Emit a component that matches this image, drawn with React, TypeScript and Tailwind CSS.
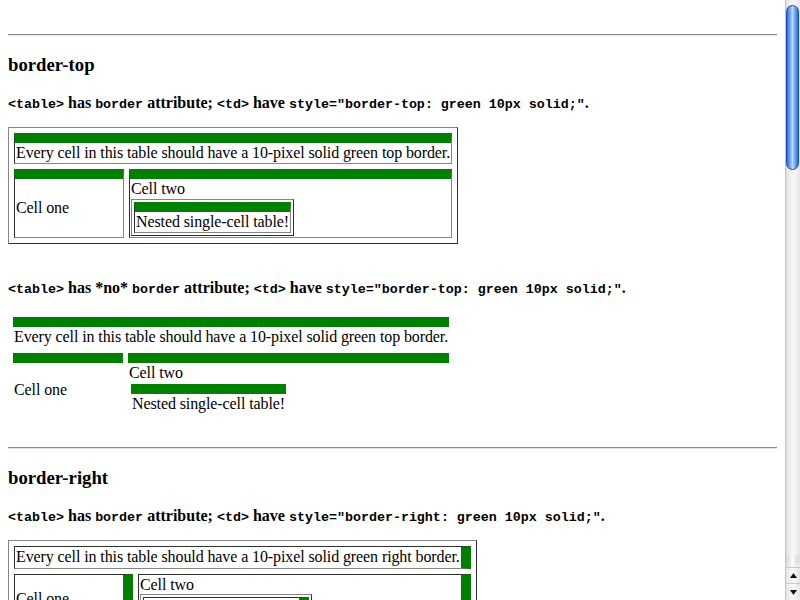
import type { ReactNode } from "react";

// Cell border variants, written out in full so Tailwind picks them up.
const CELL_TOP_BORDERED =
  "border-t-[10px] border-r border-b border-l border-t-[#008000] border-r-[#858585] border-b-[#858585] border-l-[#303030] p-px";
const CELL_TOP_PLAIN = "border-t-[10px] border-t-[#008000] p-px";
const CELL_RIGHT_BORDERED =
  "border-t border-r-[10px] border-b border-l border-t-[#303030] border-r-[#008000] border-b-[#858585] border-l-[#303030] p-px";

const TABLE_BORDERED =
  "border-separate border border-t-[#858585] border-l-[#858585] border-r-[#303030] border-b-[#303030]";

function Code({ children }: { children: ReactNode }) {
  return (
    <code className="font-['Liberation_Mono',monospace] text-[13.33px] font-bold leading-none">
      {children}
    </code>
  );
}

function Note({ noBorder, prop, className = "" }: { noBorder?: boolean; prop: string; className?: string }) {
  return (
    <p className={`text-[16px] font-bold leading-[18px] ${className}`}>
      <Code>&lt;table&gt;</Code> has {noBorder ? "*no* " : ""}
      <Code>border</Code> attribute; <Code>&lt;td&gt;</Code> have{" "}
      <Code>style="{prop}: green 10px solid;"</Code>.
    </p>
  );
}

function Heading({ children }: { children: ReactNode }) {
  return <h3 className="mt-[18px] text-[18.72px] font-bold leading-[22px]">{children}</h3>;
}

function Rule({ className = "" }: { className?: string }) {
  return <hr className={`h-0 border-t border-b border-t-[#8c8c8c] border-b-[#e4e4e4] ${className}`} />;
}

function BorderTopBordered() {
  return (
    <table className={`mt-[15px] border-spacing-[5px] tracking-[-0.1px] ${TABLE_BORDERED}`}>
      <tbody>
        <tr>
          <td colSpan={2} className={CELL_TOP_BORDERED}>
            Every cell in this table should have a 10-pixel solid green top border.
          </td>
        </tr>
        <tr>
          <td className={`w-[110px] ${CELL_TOP_BORDERED}`}>Cell one</td>
          <td className={CELL_TOP_BORDERED}>
            Cell two
            <table className={`border-spacing-[2px] ${TABLE_BORDERED}`}>
              <tbody>
                <tr>
                  <td className={CELL_TOP_BORDERED}>Nested single-cell table!</td>
                </tr>
              </tbody>
            </table>
          </td>
        </tr>
      </tbody>
    </table>
  );
}

function BorderTopPlain() {
  return (
    <table className="mt-[15px] border-separate border-spacing-[5px] tracking-[-0.1px]">
      <tbody>
        <tr>
          <td colSpan={2} className={CELL_TOP_PLAIN}>
            Every cell in this table should have a 10-pixel solid green top border.
          </td>
        </tr>
        <tr>
          <td className={`w-[110px] ${CELL_TOP_PLAIN}`}>Cell one</td>
          <td className={CELL_TOP_PLAIN}>
            Cell two
            <table className="border-separate border-spacing-[2px]">
              <tbody>
                <tr>
                  <td className={CELL_TOP_PLAIN}>Nested single-cell table!</td>
                </tr>
              </tbody>
            </table>
          </td>
        </tr>
      </tbody>
    </table>
  );
}

function BorderRightBordered() {
  return (
    <table className={`mt-[15px] border-spacing-[5px] tracking-[-0.1px] ${TABLE_BORDERED}`}>
      <tbody>
        <tr>
          <td colSpan={2} className={CELL_RIGHT_BORDERED}>
            Every cell in this table should have a 10-pixel solid green right border.
          </td>
        </tr>
        <tr>
          <td className={`w-[119px] ${CELL_RIGHT_BORDERED}`}>Cell one</td>
          <td className={CELL_RIGHT_BORDERED}>
            Cell two
            <table className={`border-spacing-[2px] ${TABLE_BORDERED}`}>
              <tbody>
                <tr>
                  <td className={CELL_RIGHT_BORDERED}>Nested single-cell table!</td>
                </tr>
              </tbody>
            </table>
          </td>
        </tr>
      </tbody>
    </table>
  );
}

function Scrollbar() {
  return (
    <div className="flex w-[15px] shrink-0 flex-col border-l border-l-[#c4c4c4] bg-[linear-gradient(to_right,#e2e2e2,#f6f6f6_45%,#f6f6f6_60%,#e6e6e6)]">
      <div className="flex flex-1 flex-col pt-[5px] pr-px">
        {/* thumb */}
        <div className="h-[165px] rounded-full border border-[#1c4bbd] bg-[linear-gradient(to_right,#2f68dc,#78aaf6_30%,#bcd9ff_50%,#78aaf6_70%,#2f68dc)]" />
        <div className="flex-1" />
        {/* track end cap */}
        <div className="h-[12px] rounded-b-full bg-[linear-gradient(to_right,#d6d6d6,#fbfbfb_50%,#d6d6d6)]" />
      </div>
      <div className="flex h-[16px] items-center justify-center border-t border-t-[#c8c8c8] bg-[linear-gradient(to_right,#e4e4e4,#fafafa_50%,#e4e4e4)]">
        <svg width="7" height="5" viewBox="0 0 7 5" aria-hidden="true">
          <path d="M3.5 0 L7 5 L0 5 Z" fill="#111" />
        </svg>
      </div>
      <div className="flex h-[17px] items-center justify-center border-t border-t-[#c8c8c8] bg-[linear-gradient(to_right,#e4e4e4,#fafafa_50%,#e4e4e4)]">
        <svg width="7" height="5" viewBox="0 0 7 5" aria-hidden="true">
          <path d="M0 0 L7 0 L3.5 5 Z" fill="#111" />
        </svg>
      </div>
    </div>
  );
}

export default function App() {
  return (
    <div className="flex h-[600px] w-[800px] overflow-hidden bg-white font-['Liberation_Serif',serif] text-[16px] leading-[18.4px] text-black">
      <main className="min-w-0 flex-1 px-[8px] pt-[34px]">
        <Rule />
        <Heading>border-top</Heading>
        <Note prop="border-top" className="mt-[18px]" />
        <BorderTopBordered />
        <Note noBorder prop="border-top" className="mt-[35px]" />
        <BorderTopPlain />

        <Rule className="mt-[25px]" />
        <Heading>border-right</Heading>
        <Note prop="border-right" className="mt-[18px]" />
        <BorderRightBordered />
      </main>
      <Scrollbar />
    </div>
  );
}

# # # # # # #

WHAT NEEDS TO BE DONE: Select every line in the material above where the string "this" occurs, and copy it.

TASK RESULT:
Emit a component that matches this image, drawn with React, TypeScript and Tailwind CSS.
            Every cell in this table should have a 10-pixel solid green top border.
            Every cell in this table should have a 10-pixel solid green top border.
            Every cell in this table should have a 10-pixel solid green right border.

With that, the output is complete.